You control the outcome through document settings, such as which OCR languages to use.

Preparing the project

Import the classes used in the sample:

from nutrient_sdk import Document
from nutrient_sdk import PdfEditor
from nutrient_sdk import NutrientException

Running OCR on the whole document

The main() function opens the source document inside a context manager(opens in a new tab), configures the OCR language, and calls make_searchable() on the editor. The sample passes an image-based PDF as input, but the same code handles raw images, multi-page TIFFs, or any other supported document format. The context manager closes the document automatically when the block ends, even if an error is raised:

def main():
    try:
        with Document.open("input_image_based.pdf") as document:
            document.settings.ocr_settings.default_languages = "eng"

            editor = PdfEditor.edit(document)
            editor.make_searchable()

Assigning document.settings.ocr_settings.default_languages = "eng" tells the recognizer which language models to load. Combine languages with + (for example "eng+deu") when you know the document contains more than one language. Setting it to match the document content directly improves accuracy on ambiguous characters.

PdfEditor.edit(document) attaches an editor to the open document. If the document isn’t already a PDF, the SDK converts it to PDF at this step so the rest of the pipeline works on a uniform page representation. Calling editor.make_searchable() loops through every page, runs OCR, and writes an invisible text layer on top of the existing page content. Any hidden text already present on a page is removed before the new layer is drawn, so re-running OCR doesn’t duplicate content.

Saving the result

Save the modified document to a new file and close the editor.
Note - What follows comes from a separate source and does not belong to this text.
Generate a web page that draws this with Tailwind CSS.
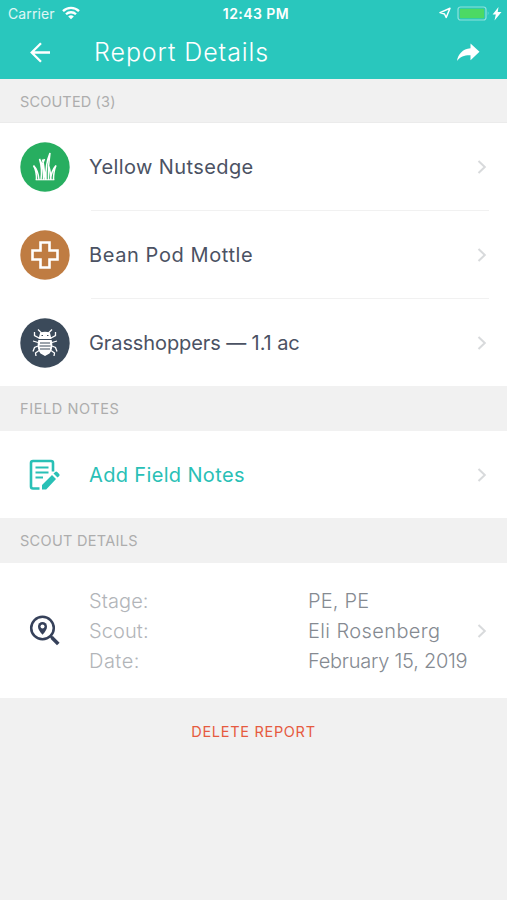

Wrap the call in try/except on NutrientException to surface any licensing, language-pack, or I/O issue that the SDK reports:

            editor.save_as("output.pdf")
            editor.close()
    except NutrientException as e:
        print(f"Error: {e}")


if __name__ == "__main__":
    main()

Conclusion

The workflow for OCR-ing a whole PDF is:

1. Open the source document.
2. Configure OCR languages on the document settings.
3. Create a PdfEditor for the document.
4. Call make_searchable() to apply OCR to every page.
5. Save the result and close the editor.

The output is a standard PDF with an invisible text layer, so existing PDF viewers, search tools, and accessibility software can read it without any extra configuration.